▶ _Work required_: Identify the lines holding "that" and copy them.
++++
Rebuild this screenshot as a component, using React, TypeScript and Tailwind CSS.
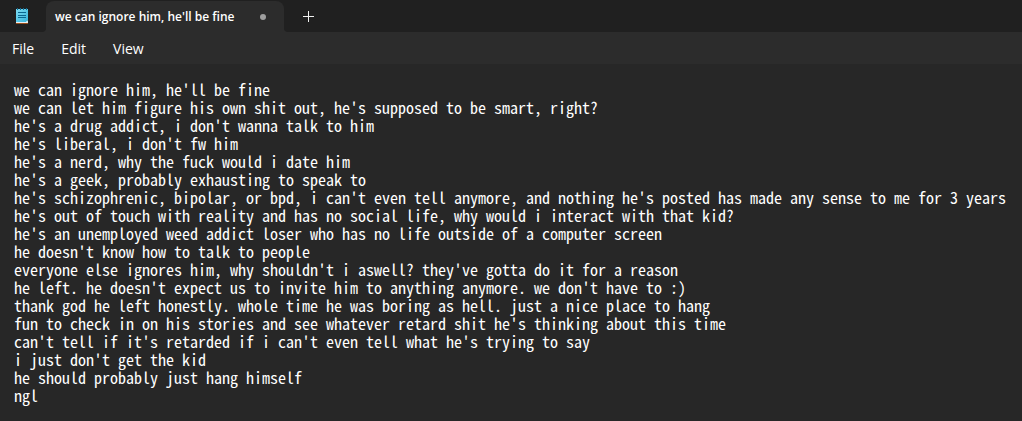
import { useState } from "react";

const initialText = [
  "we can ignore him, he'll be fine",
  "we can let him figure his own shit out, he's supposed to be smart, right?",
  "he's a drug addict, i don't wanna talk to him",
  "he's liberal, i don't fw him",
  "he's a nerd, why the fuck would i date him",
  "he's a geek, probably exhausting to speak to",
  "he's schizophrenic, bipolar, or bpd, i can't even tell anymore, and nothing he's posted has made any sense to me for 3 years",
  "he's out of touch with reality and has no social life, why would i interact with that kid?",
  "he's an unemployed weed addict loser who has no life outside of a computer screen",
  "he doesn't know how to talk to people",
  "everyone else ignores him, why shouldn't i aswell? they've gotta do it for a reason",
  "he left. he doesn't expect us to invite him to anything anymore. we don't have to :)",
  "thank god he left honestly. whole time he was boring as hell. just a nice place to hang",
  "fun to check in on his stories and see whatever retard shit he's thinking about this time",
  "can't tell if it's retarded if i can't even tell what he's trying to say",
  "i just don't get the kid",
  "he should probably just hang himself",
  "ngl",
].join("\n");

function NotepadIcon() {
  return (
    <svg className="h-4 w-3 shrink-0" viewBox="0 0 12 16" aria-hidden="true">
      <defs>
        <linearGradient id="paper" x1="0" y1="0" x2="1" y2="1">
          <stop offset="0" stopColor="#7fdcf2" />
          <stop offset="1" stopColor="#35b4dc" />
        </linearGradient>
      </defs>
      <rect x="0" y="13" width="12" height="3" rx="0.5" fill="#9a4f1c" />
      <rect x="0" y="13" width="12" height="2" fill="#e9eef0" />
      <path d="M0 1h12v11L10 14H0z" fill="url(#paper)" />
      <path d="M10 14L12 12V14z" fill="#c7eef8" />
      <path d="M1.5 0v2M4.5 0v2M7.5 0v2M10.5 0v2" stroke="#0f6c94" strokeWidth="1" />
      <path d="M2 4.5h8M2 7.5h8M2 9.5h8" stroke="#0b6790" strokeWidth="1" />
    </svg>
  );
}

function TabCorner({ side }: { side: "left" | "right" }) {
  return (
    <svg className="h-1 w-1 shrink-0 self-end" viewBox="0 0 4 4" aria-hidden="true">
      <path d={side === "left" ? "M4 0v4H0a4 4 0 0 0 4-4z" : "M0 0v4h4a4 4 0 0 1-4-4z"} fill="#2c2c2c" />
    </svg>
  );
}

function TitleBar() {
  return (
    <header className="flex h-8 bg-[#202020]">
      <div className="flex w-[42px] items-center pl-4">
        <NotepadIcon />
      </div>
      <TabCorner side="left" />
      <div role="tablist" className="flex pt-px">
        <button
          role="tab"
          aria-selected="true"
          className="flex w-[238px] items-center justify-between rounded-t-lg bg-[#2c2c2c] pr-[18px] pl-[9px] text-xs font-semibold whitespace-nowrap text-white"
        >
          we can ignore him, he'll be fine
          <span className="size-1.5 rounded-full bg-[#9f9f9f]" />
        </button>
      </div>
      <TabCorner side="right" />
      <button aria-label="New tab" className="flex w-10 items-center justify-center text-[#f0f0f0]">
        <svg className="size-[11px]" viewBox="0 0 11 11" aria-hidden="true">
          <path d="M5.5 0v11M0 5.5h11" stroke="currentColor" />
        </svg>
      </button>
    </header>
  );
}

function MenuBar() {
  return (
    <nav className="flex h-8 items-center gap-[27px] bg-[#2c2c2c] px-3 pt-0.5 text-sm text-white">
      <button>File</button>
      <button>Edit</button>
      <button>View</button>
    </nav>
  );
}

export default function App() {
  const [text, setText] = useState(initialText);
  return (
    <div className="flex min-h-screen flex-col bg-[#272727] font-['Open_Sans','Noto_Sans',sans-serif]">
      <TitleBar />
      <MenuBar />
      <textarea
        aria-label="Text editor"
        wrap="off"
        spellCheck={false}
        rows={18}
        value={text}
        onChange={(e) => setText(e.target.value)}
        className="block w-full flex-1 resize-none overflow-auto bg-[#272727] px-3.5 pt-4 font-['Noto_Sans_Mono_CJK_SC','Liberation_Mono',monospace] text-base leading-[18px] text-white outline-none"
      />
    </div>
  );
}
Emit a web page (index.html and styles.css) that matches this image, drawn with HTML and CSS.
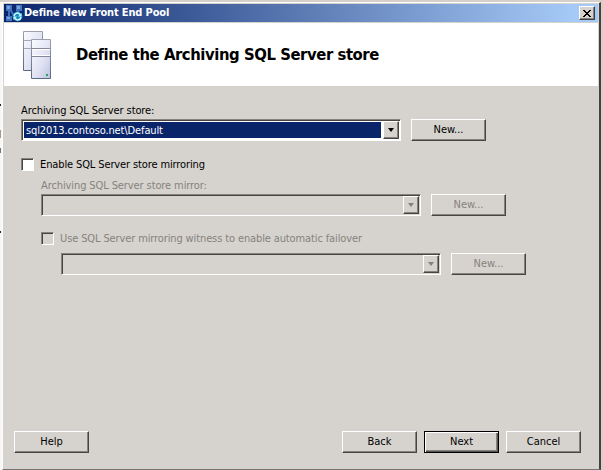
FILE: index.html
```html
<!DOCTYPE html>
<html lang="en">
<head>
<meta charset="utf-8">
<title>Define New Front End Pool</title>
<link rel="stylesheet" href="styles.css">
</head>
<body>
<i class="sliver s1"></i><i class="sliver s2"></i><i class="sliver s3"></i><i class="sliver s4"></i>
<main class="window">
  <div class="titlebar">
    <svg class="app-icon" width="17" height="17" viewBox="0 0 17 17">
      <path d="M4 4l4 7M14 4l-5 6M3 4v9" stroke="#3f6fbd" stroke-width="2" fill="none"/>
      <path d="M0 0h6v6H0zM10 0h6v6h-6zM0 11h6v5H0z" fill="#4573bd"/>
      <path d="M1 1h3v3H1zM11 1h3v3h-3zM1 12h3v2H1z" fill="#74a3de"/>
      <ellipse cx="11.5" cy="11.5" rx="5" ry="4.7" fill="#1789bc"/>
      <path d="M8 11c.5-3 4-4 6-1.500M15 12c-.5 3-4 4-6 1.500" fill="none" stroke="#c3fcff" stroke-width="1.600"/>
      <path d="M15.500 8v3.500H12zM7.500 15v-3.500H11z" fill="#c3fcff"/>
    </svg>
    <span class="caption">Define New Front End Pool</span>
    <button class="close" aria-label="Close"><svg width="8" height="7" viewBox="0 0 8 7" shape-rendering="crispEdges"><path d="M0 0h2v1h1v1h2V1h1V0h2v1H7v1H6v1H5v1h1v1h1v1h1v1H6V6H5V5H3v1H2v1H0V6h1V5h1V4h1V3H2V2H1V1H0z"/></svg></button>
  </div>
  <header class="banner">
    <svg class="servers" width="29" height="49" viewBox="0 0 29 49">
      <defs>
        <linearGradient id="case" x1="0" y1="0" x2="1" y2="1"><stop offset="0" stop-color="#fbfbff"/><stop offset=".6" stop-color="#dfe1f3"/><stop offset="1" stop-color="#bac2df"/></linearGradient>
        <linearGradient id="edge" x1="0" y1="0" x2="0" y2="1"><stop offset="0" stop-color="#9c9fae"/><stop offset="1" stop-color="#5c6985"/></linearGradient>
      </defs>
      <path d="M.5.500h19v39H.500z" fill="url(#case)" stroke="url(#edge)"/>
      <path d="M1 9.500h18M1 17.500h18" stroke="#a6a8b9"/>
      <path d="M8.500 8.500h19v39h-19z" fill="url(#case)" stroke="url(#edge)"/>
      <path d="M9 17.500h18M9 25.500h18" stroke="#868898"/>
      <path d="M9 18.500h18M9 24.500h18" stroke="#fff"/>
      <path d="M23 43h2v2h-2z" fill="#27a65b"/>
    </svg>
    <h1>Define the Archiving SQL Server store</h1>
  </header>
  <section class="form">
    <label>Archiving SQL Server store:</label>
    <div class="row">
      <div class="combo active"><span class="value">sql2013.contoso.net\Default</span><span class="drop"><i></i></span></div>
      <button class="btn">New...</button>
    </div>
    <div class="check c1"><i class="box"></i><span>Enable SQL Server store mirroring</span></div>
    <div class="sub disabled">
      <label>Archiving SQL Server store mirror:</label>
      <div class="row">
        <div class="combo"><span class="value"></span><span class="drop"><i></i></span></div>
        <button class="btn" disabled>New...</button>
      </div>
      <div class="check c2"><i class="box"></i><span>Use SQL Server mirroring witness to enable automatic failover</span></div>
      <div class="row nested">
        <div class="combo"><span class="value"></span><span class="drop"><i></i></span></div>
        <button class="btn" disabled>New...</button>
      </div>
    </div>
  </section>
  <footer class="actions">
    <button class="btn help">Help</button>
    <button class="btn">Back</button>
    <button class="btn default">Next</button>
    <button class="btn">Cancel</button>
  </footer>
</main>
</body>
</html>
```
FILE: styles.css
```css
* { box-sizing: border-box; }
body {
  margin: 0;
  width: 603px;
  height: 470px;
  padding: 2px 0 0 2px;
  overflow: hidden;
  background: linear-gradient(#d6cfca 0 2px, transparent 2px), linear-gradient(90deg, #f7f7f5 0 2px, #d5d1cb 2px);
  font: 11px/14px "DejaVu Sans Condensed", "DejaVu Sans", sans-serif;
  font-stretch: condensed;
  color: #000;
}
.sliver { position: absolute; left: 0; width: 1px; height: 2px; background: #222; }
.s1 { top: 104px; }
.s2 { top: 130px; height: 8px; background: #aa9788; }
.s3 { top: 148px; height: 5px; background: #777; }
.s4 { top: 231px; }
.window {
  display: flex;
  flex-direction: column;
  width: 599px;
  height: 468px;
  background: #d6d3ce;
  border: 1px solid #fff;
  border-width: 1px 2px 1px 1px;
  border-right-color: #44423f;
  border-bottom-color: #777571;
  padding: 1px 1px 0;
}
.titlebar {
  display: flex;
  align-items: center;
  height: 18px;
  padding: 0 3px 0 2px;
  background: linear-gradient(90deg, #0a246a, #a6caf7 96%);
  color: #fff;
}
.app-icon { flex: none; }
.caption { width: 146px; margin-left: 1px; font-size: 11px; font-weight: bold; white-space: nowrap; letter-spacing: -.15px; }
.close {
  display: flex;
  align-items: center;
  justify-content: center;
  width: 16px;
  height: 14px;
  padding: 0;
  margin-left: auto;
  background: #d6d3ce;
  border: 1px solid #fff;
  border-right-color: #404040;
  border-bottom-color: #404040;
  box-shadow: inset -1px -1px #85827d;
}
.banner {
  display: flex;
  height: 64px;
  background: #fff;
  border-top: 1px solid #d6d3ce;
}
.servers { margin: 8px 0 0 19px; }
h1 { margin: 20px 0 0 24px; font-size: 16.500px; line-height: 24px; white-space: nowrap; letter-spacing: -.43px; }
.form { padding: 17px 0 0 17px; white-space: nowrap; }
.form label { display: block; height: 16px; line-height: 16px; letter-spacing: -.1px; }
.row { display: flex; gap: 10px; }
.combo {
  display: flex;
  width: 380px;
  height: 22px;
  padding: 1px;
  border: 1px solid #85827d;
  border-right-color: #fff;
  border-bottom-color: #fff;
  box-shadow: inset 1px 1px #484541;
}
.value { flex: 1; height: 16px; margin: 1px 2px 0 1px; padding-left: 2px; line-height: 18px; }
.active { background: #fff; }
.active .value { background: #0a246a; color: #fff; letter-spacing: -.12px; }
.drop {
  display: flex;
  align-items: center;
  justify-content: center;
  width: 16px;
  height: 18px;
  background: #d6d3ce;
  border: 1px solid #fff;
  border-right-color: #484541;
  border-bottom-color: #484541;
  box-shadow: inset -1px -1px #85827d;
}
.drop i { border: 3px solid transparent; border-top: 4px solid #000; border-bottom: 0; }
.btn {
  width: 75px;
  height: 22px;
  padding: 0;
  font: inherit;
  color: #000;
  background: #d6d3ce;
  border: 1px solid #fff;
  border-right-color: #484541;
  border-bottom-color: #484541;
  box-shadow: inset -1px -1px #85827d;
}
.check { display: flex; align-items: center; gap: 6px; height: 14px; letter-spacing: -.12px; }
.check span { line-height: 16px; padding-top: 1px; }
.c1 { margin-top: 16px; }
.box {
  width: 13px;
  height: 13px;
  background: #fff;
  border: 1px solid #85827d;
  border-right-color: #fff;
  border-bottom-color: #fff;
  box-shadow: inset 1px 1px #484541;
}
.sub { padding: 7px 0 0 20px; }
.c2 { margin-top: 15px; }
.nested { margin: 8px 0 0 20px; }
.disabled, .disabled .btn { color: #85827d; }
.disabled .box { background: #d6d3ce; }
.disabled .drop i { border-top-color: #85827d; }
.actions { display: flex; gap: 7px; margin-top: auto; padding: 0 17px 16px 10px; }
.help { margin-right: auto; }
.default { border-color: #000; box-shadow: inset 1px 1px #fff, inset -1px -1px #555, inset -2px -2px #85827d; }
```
++++
▶ _Answer to this exercise_:
  "he's out of touch with reality and has no social life, why would i interact with that kid?",
Emit a web page (index.html and styles.css) that matches this image, drawn with HTML and CSS.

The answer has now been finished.